More Outcomes, Especially Related to Child Well-Being

A critical measure of the success of welfare reform is how it affects children. In 1996 ACF provided grants to 12 states to work with a team of researchers (funded by ASPE) to develop measures of child well-being to examine how different welfare reform programs and policies are affecting children. The partnership proved to be very successful, and subsequently ACF has augmented the funding of five state welfare reform evaluations (Connecticut, Florida, Indiana, Iowa, and Minnesota) to rigorously evaluate the effects of welfare reform on family processes and child well-being. In addition, ASPE has provided funds to 13 states to work with the Chapin Hall Center for Children at the University of Chicago and other experts to develop indicators of child well-being. Some of the 13 states are exploring using similar measures to those used in the five states as well as other administrative and survey data. The importance of measuring child well-being is vividly illustrated by the presentation you are hearing today on the New Hope demonstration. A central finding of the interim effects of this program designed to support working families was that it increased significantly boys' school performance along with increasing their participation in extended day child care and other structured activities, while having other positive family effects.

More Rigorous Information about What Works and What Doesn't

Because of caseload reduction, states now have significant financial resources that are not required for immediate cash assistance, and thus are available for investments in those families still on the caseload, including those with the greatest problems, and to enable families who leave the rolls to keep their jobs and move up instead of returning to welfare. As a result, many states are increasingly focused on strategies to increase job retention and advancement for recipients and former recipients. ACF is working with thirteen states to develop, pilot and ultimately rigorously evaluate the effects of alternative strategies. Through this activity and others, we will be learning about the role of supports for working families such as child care, child support and other services in sustaining and advancing in employment. These kinds of evaluations are critical to using the flexibility provided by TANF to maintain a learning environment in which federal and state tax dollars are used to make investments that really work.

More Information about Sub-Populations, especially the Harder-to-Employ

As more in-depth information is developed it will be possible to understand better how particular sub-populations are faring. We currently have projects underway to examine issues related to: non-custodial parents, rural populations, families with disabled members, Native Americans, victims of domestic violence, child-only cases and families with mental health or substance abuse problems. In addition, we will learn more about the impact of strategies to serve the hardest-to-employ through our Department's recently begun evaluation of the Department of Labor's Welfare-to-Work grants program. The evaluation, which is at an early stage, will include an examination of the impact of Welfare-to-Work on participants' employment and wellbeing. We will share these results with Congress as the project progresses.

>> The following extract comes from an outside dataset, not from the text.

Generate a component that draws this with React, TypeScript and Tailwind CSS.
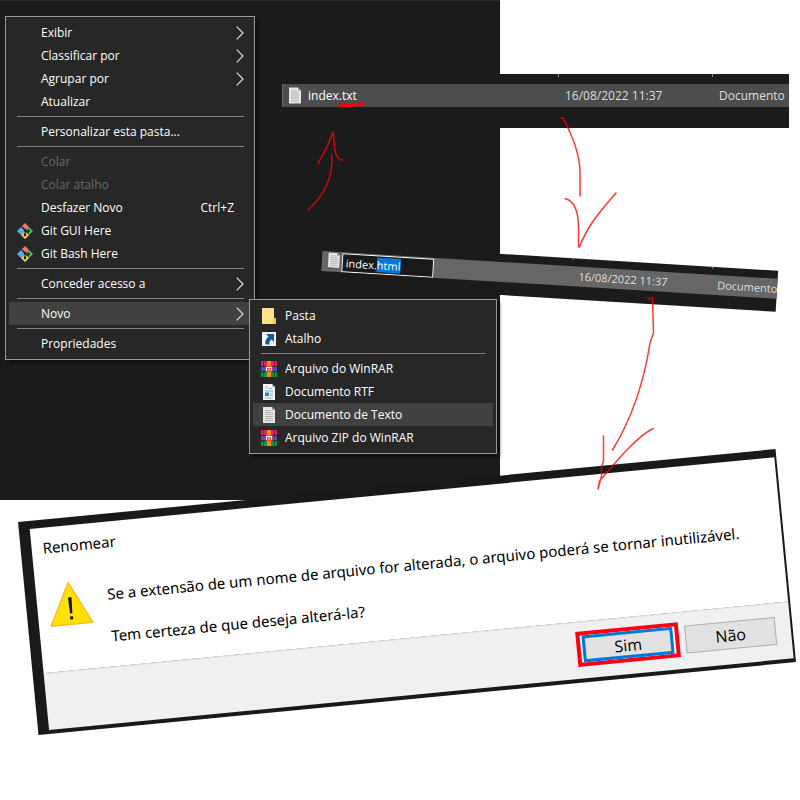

More Nationally Representative Data

Over time as more post-TANF data become available from the national surveys, especially longitudinal data, it will be possible to merge findings from in-depth studies in states and localities with nationally representative data and use the strengths of each to develop a comprehensive picture of how the nation's families are faring under welfare reform.

Conclusion

The preliminary results I've described above illustrate the promise of how investments in careful research and evaluation can produce information that can inform policy makers at all levels. Perseverance in these investments can play a critical role in supporting strategies that can realize the goals of welfare reform.

I will be happy to answer your questions.